BRIEF> Retype every line from the start of the data down to and including the line with "const NAVY = '#00111f';". Skip the pictures.

GIVEN DATA>
=====

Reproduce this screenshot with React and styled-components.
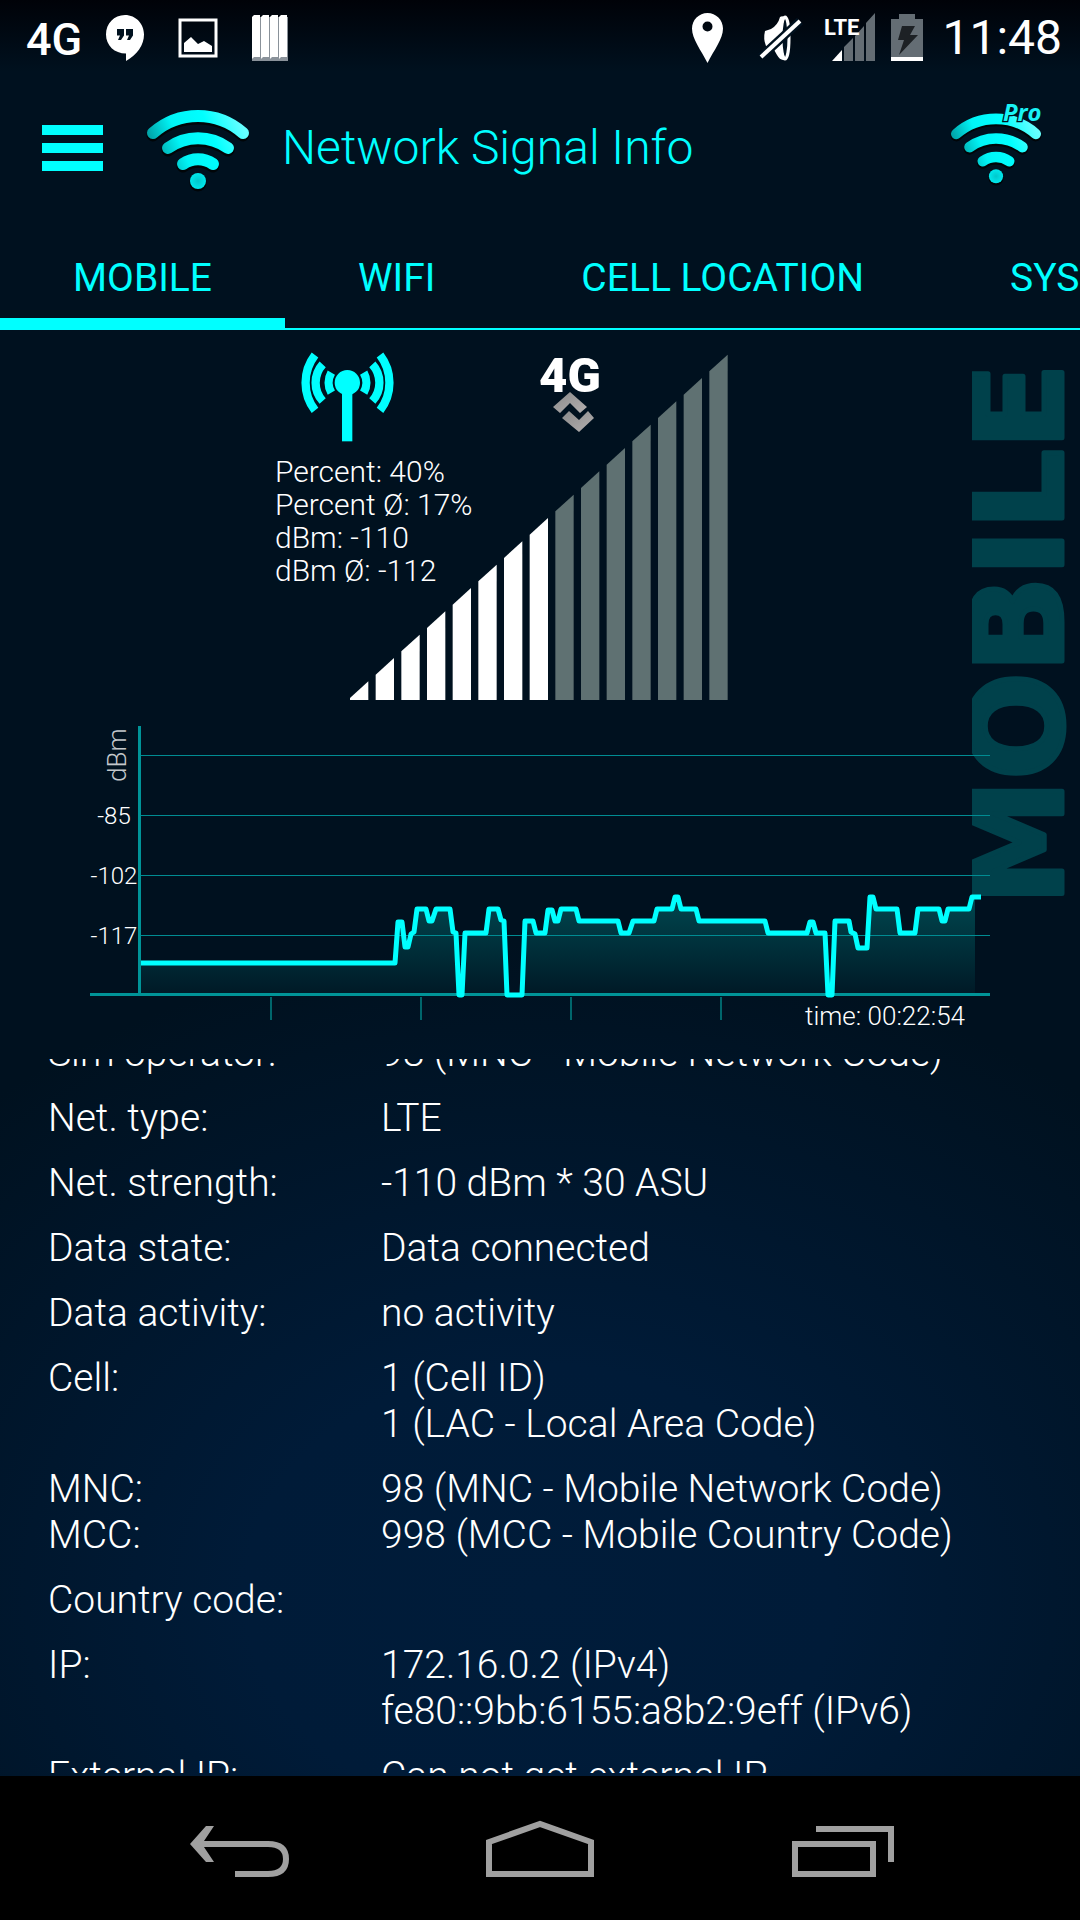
import React, { useEffect, useRef } from 'react';
import styled, { createGlobalStyle } from 'styled-components';

const CYAN = '#00ffff';
const NAVY = '#00111f';

const GlobalStyle = createGlobalStyle`
  * {
    box-sizing: border-box;
  }
  body {
    margin: 0;
    background: #000;
    font-family: Roboto, 'Noto Sans', sans-serif;
  }
`;

const Screen = styled.div`
  display: flex;
  flex-direction: column;
  height: 100vh;
  overflow: hidden;
  background:
    linear-gradient(#000208, rgba(0, 2, 8, 0) 72px),
    radial-gradient(ellipse 78% 34% at 50% 83%, #001c3a 0%, #001b38 35%, rgba(0, 17, 31, 0) 100%),
    ${NAVY};
`;

const StatusBar = styled.header`
  display: flex;
  flex: none;
  align-items: center;
  height: 75px;
  padding: 0 18px 0 26px;
`;

const StatusIcon = styled.svg`
  flex: none;
  margin-left: ${props => props.$gap || 0}px;
  overflow: visible;
`;

const Spacer = styled.div`
  flex: 1;
`;

const Clock = styled.time`
  margin-left: 19px;
  color: #fff;
  font-size: 48px;
  line-height: 56px;
`;

const TitleBar = styled.div`
  display: flex;
  flex: none;
  align-items: center;
  height: 146px;
  padding: 0 39px 0 42px;
`;

const IconButton = styled.button`
  display: flex;
  padding: 0;
  border: 0;
  background: none;
  cursor: pointer;
`;

const AppIcon = styled.div`
  display: flex;
  margin: 0 33px 0 44px;
`;

const WifiDrawing = styled.svg`
  overflow: visible;
`;

const Title = styled.h1`
  flex: 1;
  margin: 0;
  color: ${CYAN};
  font-size: 48px;
  font-weight: 300;
  line-height: 56px;
`;

const Tabs = styled.nav`
  display: flex;
  flex: none;
  height: 109px;
  overflow: hidden;
  box-shadow: inset 0 -2px ${CYAN};
`;

const Tab = styled.button`
  flex: none;
  padding: 16px 73px 0;
  border: 0;
  border-bottom: 12px solid ${props => (props.$active ? CYAN : 'transparent')};
  background: none;
  color: ${CYAN};
  font-family: inherit;
  font-size: 39px;
  cursor: pointer;
`;

const SignalPanel = styled.section`
  position: relative;
  flex: none;
  padding: 20px 90px 29px;
`;

const Watermark = styled.svg`
  position: absolute;
  top: 18px;
  right: 8px;
`;

const SignalArea = styled.div`
  display: grid;
  grid-template-columns: 263px 190px;
  grid-template-rows: 92px auto;
  row-gap: 13px;
  margin: 0 0 20px 185px;
`;

const Antenna = styled.svg`
  grid-area: 1 / 1;
  margin-left: 23px;
`;

const DataType = styled.svg`
  grid-area: 1 / 2;
`;

const Bars = styled.svg`
  grid-area: 1 / 1 / 3 / 3;
  justify-self: end;
  margin-top: 4px;
`;

const Stats = styled.div`
  grid-area: 2 / 1;
  color: #fff;
  font-size: 30px;
  font-weight: 300;
  line-height: 33px;
`;

const Chart = styled.svg`
  position: relative;
  display: block;
  width: 100%;
  font-weight: 300;
`;

const Scroller = styled.main`
  flex: 1;
  min-height: 0;
  margin-bottom: 3px;
  overflow-y: auto;
  scrollbar-width: none;
`;

const InfoTable = styled.table`
  width: 100%;
  border-collapse: collapse;
  color: #fff;
  font-size: 39px;
  font-weight: 300;
  line-height: 46px;
`;

const Label = styled.th`
  width: 381px;
  padding: 10px 0 9px 48px;
  font-weight: 300;
  text-align: left;
  vertical-align: top;
`;

const Value = styled.td`
  padding: 10px 0 9px;
  vertical-align: top;
`;

const NavBar = styled.footer`
  display: flex;
  flex: none;
  height: 144px;
  padding: 0 90px;
  background: #000;
`;

const NavButton = styled(IconButton)`
  flex: 1;
  align-items: center;
  justify-content: center;
`;

const rows = [
  [['Sim operator:'], ['98 (MNC - Mobile Network Code)']],
  [['Net. type:'], ['LTE']],
  [['Net. strength:'], ['-110 dBm * 30 ASU']],
  [['Data state:'], ['Data connected']],
  [['Data activity:'], ['no activity']],
  [['Cell:'], ['1 (Cell ID)', '1 (LAC - Local Area Code)']],
  [['MNC:', 'MCC:'], ['98 (MNC - Mobile Network Code)', '998 (MCC - Mobile Country Code)']],
  [['Country code:'], []],
  [['IP:'], ['172.16.0.2 (IPv4)', 'fe80::9bb:6155:a8b2:9eff (IPv6)']],
  [['External IP:'], ['Can not get external IP']],
];

const history = [
  [51, 243], [305, 243], [308, 202], [312, 202], [315, 227], [318, 227], [321, 214], [324, 212],
  [327, 189], [336, 189], [339, 201], [342, 201], [346, 189], [360, 189], [363, 212], [366, 213],
  [369, 275], [372, 275], [375, 213], [396, 213], [399, 189], [408, 189], [411, 200], [414, 201],
  [417, 275], [432, 275], [435, 201], [443, 201], [446, 213], [455, 213], [458, 190], [462, 190],
  [465, 201], [468, 201], [471, 189], [486, 189], [489, 201], [528, 201], [531, 213], [539, 213],
  [543, 201], [564, 201], [567, 189], [582, 189], [585, 177], [588, 177], [591, 189], [606, 189],
  [609, 201], [675, 201], [678, 213], [717, 213], [720, 202], [723, 202], [726, 213], [735, 213],
  [738, 275], [742, 275], [745, 201], [759, 201], [761, 212], [765, 214], [768, 228], [777, 228],
  [780, 177], [783, 177], [786, 189], [807, 189], [810, 213], [825, 213], [828, 189], [849, 189],
  [852, 201], [855, 201], [858, 189], [879, 189], [882, 177], [891, 177],
];

function WifiIcon({ pro }) {
  const id = pro ? 'wifi-pro' : 'wifi';
  return (
    <WifiDrawing
      width={pro ? 90 : 102}
      height={pro ? 90 : 88}
      viewBox={pro ? '0 -12 102 102' : '0 -6 102 88'}
      aria-hidden="true"
    >
      <defs>
        <linearGradient id={id} gradientUnits="userSpaceOnUse" x1="8" y1="44" x2="92" y2="8">
          <stop offset="0" stopColor="#009fa3" />
          <stop offset="0.3" stopColor="#00f4f6" />
          <stop offset="0.65" stopColor="#00ffff" />
          <stop offset="1" stopColor="#66ffff" />
        </linearGradient>
        <radialGradient id={id + '-dot'}>
          <stop offset="0" stopColor="#00c8cc" />
          <stop offset="1" stopColor="#00e8ec" />
        </radialGradient>
      </defs>
      <g fill="none" stroke="#000508" strokeWidth="13" strokeLinecap="round" transform="translate(0 2)">
        <path d="M6 23A68 68 0 0 1 96 23" />
        <path d="M21 38A51 51 0 0 1 81 38" />
        <path d="M36 54A26 26 0 0 1 66 54" />
        <circle cx="51" cy="71" r="2" />
      </g>
      <g fill="none" stroke={`url(#${id})`} strokeWidth="12" strokeLinecap="round">
        <path d="M6 23A68 68 0 0 1 96 23" />
        <path d="M21 38A51 51 0 0 1 81 38" />
        <path d="M36 54A26 26 0 0 1 66 54" />
      </g>
      <circle cx="51" cy="71" r="8" fill={`url(#${id}-dot)`} />
      {pro && (
        <text
          x="59"
          y="8"
          fill="#19f3f5"
          stroke={NAVY}
          strokeWidth="3"
          paintOrder="stroke"
          fontFamily="'Open Sans', sans-serif"
          fontSize="27"
          fontStyle="italic"
          fontWeight="700"
        >
          Pro
        </text>
      )}
    </WifiDrawing>
  );
}

function StatusIcons() {
  return (
    <>
      <StatusIcon width="54" height="46" viewBox="0 0 54 46">
        <text x="0" y="40" fill="#fff" fontSize="45" fontWeight="500">4G</text>
      </StatusIcon>
      <StatusIcon $gap={26} width="38" height="46" viewBox="0 0 38 46">
        <path
          fill="#fff"
          d="M19 0C8 0 0 8.500 0 19.500S8.500 38.500 20 38.500V46C31 40 38 30 38 19.500S30 0 19 0Z"
        />
        <path fill={NAVY} d="M11 14h7v6.500L15 25h-3l2-4.500h-3ZM20 14h7v6.500L24 25h-3l2-4.500h-3Z" />
      </StatusIcon>
      <StatusIcon $gap={35} width="38" height="38" viewBox="0 0 38 38">
        <rect x="1" y="1" width="36" height="36" fill="none" stroke="#fff" strokeWidth="3" />
        <path fill="#fff" d="M5 24L12 18L19 25L25 22L33 27V33H5Z" />
      </StatusIcon>
      <StatusIcon $gap={35} width="36" height="46" viewBox="0 0 36 46">
        {[0, 9, 18, 27].map(x => (
          <g key={x}>
            <path fill="#8a929a" d={`M${x} 46V44L${x + 7} 2H${x + 9}V46Z`} />
            <path fill="#fff" d={`M${x} 44V2L${x + 2} 0H${x + 8}V42H${x + 2}Z`} />
          </g>
        ))}
      </StatusIcon>
      <Spacer />
      <StatusIcon width="31" height="50" viewBox="0 0 31 50">
        <path
          fill="#fff"
          fillRule="evenodd"
          d="M15.500 0C7 0 0 7 0 15.500C0 26 9 37 15.500 50C22 37 31 26 31 15.500C31 7 24 0 15.500 0ZM15.500 8.500A5 5 0 1 1 15.500 18.500A5 5 0 1 1 15.500 8.500Z"
        />
      </StatusIcon>
      <StatusIcon $gap={38} width="40" height="50" viewBox="0 0 40 50">
        <ellipse cx="24" cy="25" rx="4" ry="21" fill={NAVY} stroke="#fff" strokeWidth="3" />
        <path fill="#fff" d="M4 18L10 16Q17 12 19 4Q22 2 24 5Q20 14 20 25Q20 38 25 46Q20 49 16 42L12 35L5 33Q2 26 4 18Z" />
        <path stroke={NAVY} strokeWidth="9" d="M0 44L39 8" />
        <path stroke="#fff" strokeWidth="4" d="M0 44L39 8" />
      </StatusIcon>
      <StatusIcon $gap={23} width="52" height="50" viewBox="0 0 52 50">
        <path fill="#646d74" d="M20 48V34L29 25V48ZM31 48V23L40 13V48ZM42 48V10L51 0V48Z" />
        <path fill="#fff" d="M8 48L18 37V48Z" />
        <text x="0" y="22" fill="#fff" fontFamily="'Liberation Sans Narrow', Roboto, sans-serif" fontSize="22" fontWeight="700">LTE</text>
      </StatusIcon>
      <StatusIcon $gap={15} width="32" height="50" viewBox="0 0 32 50">
        <path fill="#646d74" d="M8 1H24V6H32V44H0V6H8Z" />
        <path fill="#fff" d="M0 44H32V48H0Z" />
        <path fill="#1d2125" d="M11 13H24L19 22H27L8 42L13 27H7Z" />
      </StatusIcon>
      <Clock>11:48</Clock>
    </>
  );
}

function SignalBars() {
  const bars = [];
  for (let i = 0; i < 15; i++) {
    // every bar is drawn on a grid of a third of a pixel
    const x = i * 77;
    const top = 978 - i * 70;
    bars.push(
      <path
        key={i}
        fill={i < 8 ? '#fff' : '#5f7172'}
        d={`M${x} 1034V${Math.min(top + 50, 1032)}L${x + 55} ${top}V1034Z`}
      />
    );
  }
  return (
    <Bars width="378" height="346" viewBox="0 -4 1134 1038" role="img" aria-label="Signal strength">
      {bars}
    </Bars>
  );
}

function HistoryChart() {
  const line = history.map(p => p.join(' ')).join('L');
  return (
    <Chart viewBox="0 0 900 310" role="img" aria-label="Signal history">
      <defs>
        <linearGradient id="fill" gradientUnits="userSpaceOnUse" x1="0" y1="177" x2="0" y2="275">
          <stop offset="0" stopColor="#00474f" />
          <stop offset="1" stopColor="#001926" />
        </linearGradient>
      </defs>
      <path fill="url(#fill)" d={`M51 275L${line.replace('L891 177', 'L885 177')}V275Z`} />
      {[35, 95, 155, 215].map(y => (
        <rect key={y} x="51" y={y} width="849" height="1" fill="#008c92" />
      ))}
      {[181, 331, 481, 631].map(x => (
        <rect key={x} x={x - 1} y="277" width="2" height="23" fill="#00666c" />
      ))}
      <rect x="0" y="273" width="900" height="3" fill="#009498" />
      <rect x="48" y="6" width="3" height="270" fill="#009498" />
      <path fill="none" stroke={CYAN} strokeWidth="5" strokeLinejoin="round" d={`M${line}`} />
      <g fill="#fff" fontSize="24" textAnchor="middle">
        <text x="24" y="104">-85</text>
        <text x="24" y="164">-102</text>
        <text x="24" y="224">-117</text>
      </g>
      <text fill="#c4c8cc" fontSize="26" transform="translate(36 62) rotate(-90)">dBm</text>
      <text x="875" y="305" fill="#fff" fontSize="26" textAnchor="end">time: 00:22:54</text>
    </Chart>
  );
}

function App() {
  const scroller = useRef(null);

  useEffect(() => {
    scroller.current.scrollTop = 39;
  }, []);

  return (
    <Screen>
      <GlobalStyle />
      <StatusBar>
        <StatusIcons />
      </StatusBar>
      <TitleBar>
        <IconButton aria-label="Menu">
          <svg width="61" height="46" viewBox="0 0 61 46" fill={CYAN}>
            <rect y="0" width="61" height="10" />
            <rect y="18" width="61" height="10" />
            <rect y="36" width="61" height="10" />
          </svg>
        </IconButton>
        <AppIcon>
          <WifiIcon />
        </AppIcon>
        <Title>Network Signal Info</Title>
        <IconButton aria-label="Get the Pro version">
          <WifiIcon pro />
        </IconButton>
      </TitleBar>
      <Tabs>
        <Tab $active>MOBILE</Tab>
        <Tab>WIFI</Tab>
        <Tab>CELL LOCATION</Tab>
        <Tab>SYSTEM</Tab>
      </Tabs>

      <SignalPanel>
        <Watermark width="100" height="572" viewBox="0 0 100 572">
          <text
            fill="#00414b"
            stroke="#00414b"
            strokeWidth="5"
            strokeLinejoin="round"
            fontFamily="'DejaVu Sans', sans-serif"
            fontSize="126"
            fontWeight="700"
            textAnchor="middle"
            transform="translate(90 286) rotate(-90)"
          >
            MOBILE
          </text>
        </Watermark>
        <SignalArea>
          <SignalBars />
          <Antenna width="98" height="92" viewBox="0 0 294 276" role="img" aria-label="Antenna">
            <circle cx="148" cy="98" r="38" fill={CYAN} />
            <rect x="132" y="98" width="31" height="176" fill={CYAN} />
            <g fill="none" stroke={CYAN} strokeWidth="25">
              <path d="M51 15A136 136 0 0 0 51 181M246 15A136 136 0 0 1 246 181" />
              <path d="M74 43A82 82 0 0 0 74 153M223 43A82 82 0 0 1 223 153" />
              <path d="M100 68A60 60 0 0 0 100 128M197 68A60 60 0 0 1 197 128" />
            </g>
          </Antenna>
          <DataType width="66" height="84" viewBox="0 0 66 84">
            <defs>
              <linearGradient id="arrows" x1="0" y1="0" x2="1" y2="1">
                <stop offset="0" stopColor="#8a8a8a" />
                <stop offset="1" stopColor="#b4b0b0" />
              </linearGradient>
            </defs>
            <text x="1" y="42" fill="#fff" fontSize="49" fontWeight="900">4G</text>
            <path fill="url(#arrows)" d="M15 57L32 42L49 57L42 63L32 53L22 63Z" />
            <path fill="url(#arrows)" d="M24 68L31 61L41 70L50 61L56 68L41 82Z" />
          </DataType>
          <Stats>
            <div>Percent: 40%</div>
            <div>Percent Ø: 17%</div>
            <div>dBm: -110</div>
            <div>dBm Ø: -112</div>
          </Stats>
        </SignalArea>
        <HistoryChart />
      </SignalPanel>

      <Scroller ref={scroller}>
        <InfoTable>
          <tbody>
            {rows.map(([labels, values]) => (
              <tr key={labels[0]}>
                <Label scope="row">
                  {labels.map(text => <div key={text}>{text}</div>)}
                </Label>
                <Value>
                  {values.map(text => <div key={text}>{text}</div>)}
                </Value>
              </tr>
            ))}
          </tbody>
        </InfoTable>
      </Scroller>

      <NavBar>
        <NavButton aria-label="Back">
          <svg width="108" height="57" viewBox="0 0 108 57">
            <path fill="#a0a0a0" d="M20 6H28L16 24L28 42H20L4 24Z" />
            <path fill="none" stroke="#a0a0a0" strokeWidth="6" d="M10 24H82C94 24 100 29 100 39S94 54 82 54H49" />
          </svg>
        </NavButton>
        <NavButton aria-label="Home">
          <svg width="108" height="57" viewBox="0 0 108 57">
            <path fill="none" stroke="#a0a0a0" strokeWidth="6" d="M3 54V22L54 4L105 22V54Z" />
          </svg>
        </NavButton>
        <NavButton aria-label="Recent apps">
          <svg width="108" height="57" viewBox="0 0 108 57">
            <path fill="none" stroke="#a0a0a0" strokeWidth="6" d="M9 24H87V54H9ZM30 9H105V42" />
          </svg>
        </NavButton>
      </NavBar>
    </Screen>
  );
}

export default App;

=====

FULL ANSWER>
Reproduce this screenshot with React and styled-components.
import React, { useEffect, useRef } from 'react';
import styled, { createGlobalStyle } from 'styled-components';

const CYAN = '#00ffff';
const NAVY = '#00111f';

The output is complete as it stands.